Monday, Jun. 18, 1951
The TV Pitchmen
Sometimes the message comes from a waddling polar bear, sometimes from a skating penguin, a magic rabbit or a talking dog. Sometimes it comes in a display of hurtling rockets, spinning alphabets or galaxies of exploding stars. If the pitch is entrusted to a human, there is always the smile -- broad, ecstatic, spreading from one side of the screen to the other as it expresses satisfaction over a cigarette, a glass of beer, a bright new refrigerator.
Compared with radio, which in a quarter-century of broadcasting never got beyond the singing commercial, TV has been a precocious prodigy. Barely into its fourth big year, it has already developed a dozen different ways of huckstering its products and dizzying its audience.

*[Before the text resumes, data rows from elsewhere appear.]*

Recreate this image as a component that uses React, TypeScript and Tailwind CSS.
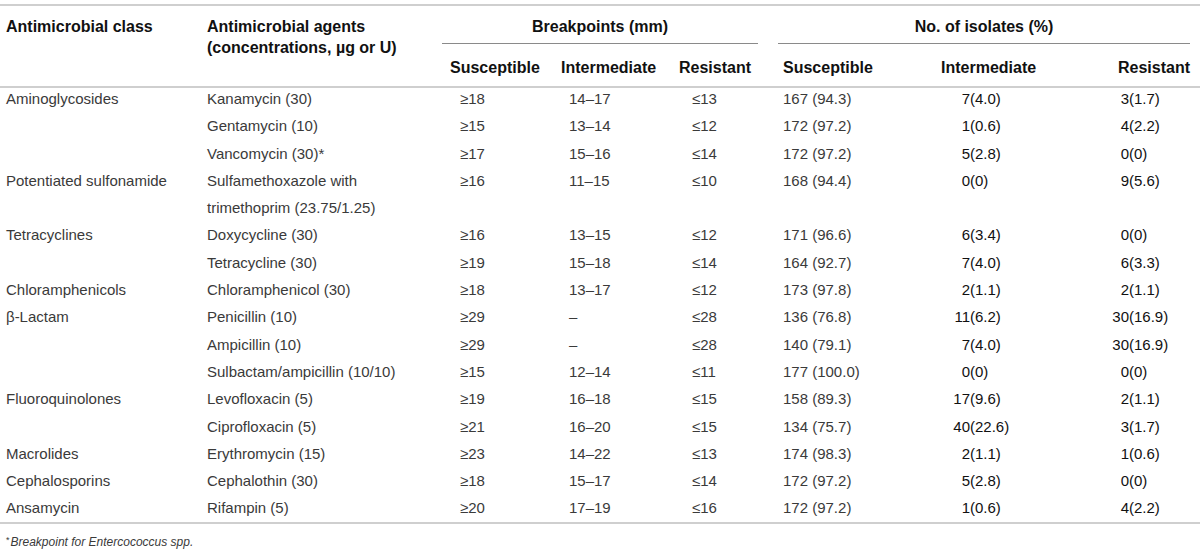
import React from "react";

type Row = {
  cls?: string;
  agent: string[];
  s: string;
  i: string;
  r: string;
  ns: string;
  ni: [string, string];
  nr: [string, string];
};

const rows: Row[] = [
  { cls: "Aminoglycosides", agent: ["Kanamycin (30)"], s: "≥18", i: "14–17", r: "≤13", ns: "167 (94.3)", ni: ["7", "(4.0)"], nr: ["3", "(1.7)"] },
  { agent: ["Gentamycin (10)"], s: "≥15", i: "13–14", r: "≤12", ns: "172 (97.2)", ni: ["1", "(0.6)"], nr: ["4", "(2.2)"] },
  { agent: ["Vancomycin (30)*"], s: "≥17", i: "15–16", r: "≤14", ns: "172 (97.2)", ni: ["5", "(2.8)"], nr: ["0", "(0)"] },
  { cls: "Potentiated sulfonamide", agent: ["Sulfamethoxazole with", "trimethoprim (23.75/1.25)"], s: "≥16", i: "11–15", r: "≤10", ns: "168 (94.4)", ni: ["0", "(0)"], nr: ["9", "(5.6)"] },
  { cls: "Tetracyclines", agent: ["Doxycycline (30)"], s: "≥16", i: "13–15", r: "≤12", ns: "171 (96.6)", ni: ["6", "(3.4)"], nr: ["0", "(0)"] },
  { agent: ["Tetracycline (30)"], s: "≥19", i: "15–18", r: "≤14", ns: "164 (92.7)", ni: ["7", "(4.0)"], nr: ["6", "(3.3)"] },
  { cls: "Chloramphenicols", agent: ["Chloramphenicol (30)"], s: "≥18", i: "13–17", r: "≤12", ns: "173 (97.8)", ni: ["2", "(1.1)"], nr: ["2", "(1.1)"] },
  { cls: "β-Lactam", agent: ["Penicillin (10)"], s: "≥29", i: "–", r: "≤28", ns: "136 (76.8)", ni: ["11", "(6.2)"], nr: ["30", "(16.9)"] },
  { agent: ["Ampicillin (10)"], s: "≥29", i: "–", r: "≤28", ns: "140 (79.1)", ni: ["7", "(4.0)"], nr: ["30", "(16.9)"] },
  { agent: ["Sulbactam/ampicillin (10/10)"], s: "≥15", i: "12–14", r: "≤11", ns: "177 (100.0)", ni: ["0", "(0)"], nr: ["0", "(0)"] },
  { cls: "Fluoroquinolones", agent: ["Levofloxacin (5)"], s: "≥19", i: "16–18", r: "≤15", ns: "158 (89.3)", ni: ["17", "(9.6)"], nr: ["2", "(1.1)"] },
  { agent: ["Ciprofloxacin (5)"], s: "≥21", i: "16–20", r: "≤15", ns: "134 (75.7)", ni: ["40", "(22.6)"], nr: ["3", "(1.7)"] },
  { cls: "Macrolides", agent: ["Erythromycin (15)"], s: "≥23", i: "14–22", r: "≤13", ns: "174 (98.3)", ni: ["2", "(1.1)"], nr: ["1", "(0.6)"] },
  { cls: "Cephalosporins", agent: ["Cephalothin (30)"], s: "≥18", i: "15–17", r: "≤14", ns: "172 (97.2)", ni: ["5", "(2.8)"], nr: ["0", "(0)"] },
  { cls: "Ansamycin", agent: ["Rifampin (5)"], s: "≥20", i: "17–19", r: "≤16", ns: "172 (97.2)", ni: ["1", "(0.6)"], nr: ["4", "(2.2)"] },
];

const cols = "grid grid-cols-[201px_241px_113px_117px_96px_132px_160px_140px]";

export default function App() {
  return (
    <div
      className="w-[1200px] h-[553px] bg-white overflow-hidden"
      style={{ fontFamily: '"Liberation Sans", Arial, sans-serif' }}
    >
      <div className="pt-[4px]">
        {/* header */}
        <div className={`${cols} grid-rows-[auto_auto] border-t-2 border-b-2 border-[#cfcfcf] text-[16px] font-bold text-[#111]`}>
          <div className="row-span-2 pl-[6px] pt-[11px] leading-[20.7px]">Antimicrobial class</div>
          <div className="row-span-2 pl-[6px] pt-[11px] leading-[20.7px]">
            <div>Antimicrobial agents</div>
            <div>(concentrations, µg or U)</div>
          </div>
          <div className="col-span-3 mr-[10px] pt-[11px] pb-[6px] leading-[20px] text-center border-b border-[#8a8a8a]">
            Breakpoints (mm)
          </div>
          <div className="col-span-3 ml-[10px] mr-[10px] pt-[11px] pb-[6px] leading-[20px] text-center border-b border-[#8a8a8a]">
            No. of isolates (%)
          </div>
          <div className="pl-[8px] pt-[14px] pb-[8px] leading-[20px]">Susceptible</div>
          <div className="pl-[6px] pt-[14px] pb-[8px] leading-[20px]">Intermediate</div>
          <div className="pl-[7px] pt-[14px] pb-[8px] leading-[20px]">Resistant</div>
          <div className="pl-[15px] pt-[14px] pb-[8px] leading-[20px]">Susceptible</div>
          <div className="pl-[41px] pt-[14px] pb-[8px] leading-[20px]">Intermediate</div>
          <div className="pr-[10px] pt-[14px] pb-[8px] leading-[20px] text-right">Resistant</div>
        </div>

        {/* body */}
        <div className="border-b-2 border-[#cfcfcf] -mt-[3px] text-[15px] leading-[27.3px]">
          {rows.map((r, idx) => (
            <div key={idx} className={cols}>
              <div className="pl-[6px] text-[#3a3a3a]">{r.cls ?? ""}</div>
              <div className="pl-[6px] text-[#3a3a3a]">
                {r.agent.map((a, k) => (
                  <div key={k}>{a}</div>
                ))}
              </div>
              <div className="pl-[18px] text-[#3a3a3a]">{r.s}</div>
              <div className="pl-[14px] text-[#3a3a3a]">{r.i}</div>
              <div className="pl-[20px] text-[#3a3a3a]">{r.r}</div>
              <div className="pl-[15px] text-[#3a3a3a]">{r.ns}</div>
              <div className="pl-[38px] text-[#111] whitespace-nowrap">
                <span className="inline-block w-[32px] text-right">{r.ni[0]}</span>
                <span>{r.ni[1]}</span>
              </div>
              <div className="pl-[38px] text-[#111] whitespace-nowrap">
                <span className="inline-block w-[31px] text-right">{r.nr[0]}</span>
                <span>{r.nr[1]}</span>
              </div>
            </div>
          ))}
        </div>

        {/* footnote */}
        <div className="pl-[6px] pt-[8px] text-[12px] leading-[16px] text-[#3a3a3a]">
          <span className="text-[9px] align-[3px] mr-[1px]">*</span>
          <span className="italic">Breakpoint for Entercococcus spp.</span>
        </div>
      </div>
    </div>
  );
}
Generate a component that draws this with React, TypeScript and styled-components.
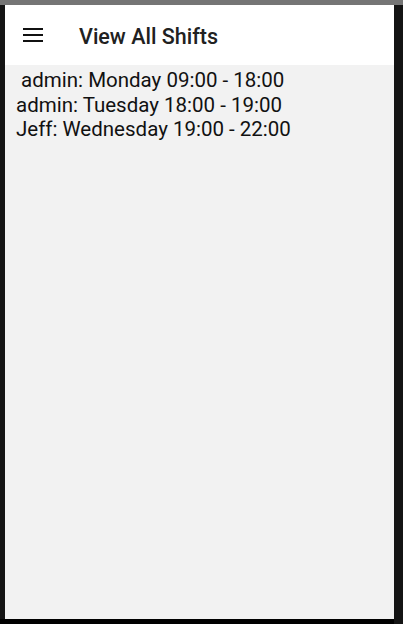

Slides & Flaps. TV commercials started, timidly enough, with an announcer borrowed from radio reading a sales message into a microphone. Quickly gaining assurance, admen branched out with visual demonstrations, optical slides, flap cards -- selling methods that are still used, particularly on daytime TV. Then came the filmmakers, bringing with them animated cartoons by Walt Disney alumni, products that marched, skipped and jumped, filmed dramas cast with professional actors whose job it was to sell soap, automobiles, hand lotions and floor coverings.
In the trade, these techniques are known as animation, stop motion and live action. Now most sponsors demand all three at once. "They want every technique used in a Hollywood film packed into a one-minute commercial," complains Film-Maker Robert Lawrence of Jerry Fairbanks, Inc. "It makes it tough for us and sometimes leaves televiewers bug-eyed." But sponsors' enthusiasm for filmed commercials has resulted in an $8,000,000-a-year business for Manhattan alone. More than, 300 filmmakers, many of them operating on shoestrings, are scrambling for a share of the new jackpot.
Drill & Dance. One casualty of the boom is probably the most memorable of the early filmed commercials. The famed close-order drill of Lucky Strike cigarettes so hypnotized viewers that they are now being eased off television. Explains an agency executive: "No one ever paid any attention to what we were saying, they just watched the cigarettes. Those marching cigarettes were so successful that they weren't successful; they were so good, they were no good."
But admiring admen agree that Lucky Strike has come back with a stellar replacement: a repertory company of 23 people dedicated to making "live" commercials for Lucky Strike TV shows three times a week. Complete with singers, dancers (they have their own choreographer) and, often, a full orchestra, the stock company endlessly plugs Lucky Strikes with all the verve of a musical comedy.
Since admen are as follow-the-leader on TV as they have always been in radio, many other TV commercials are likely to assume a musical comedy format. But, sooner or later, something different will come along. As one ecstatic adman put it, with unconscious irony: "Why, we haven't even scratched the surface of what we can do to please the public."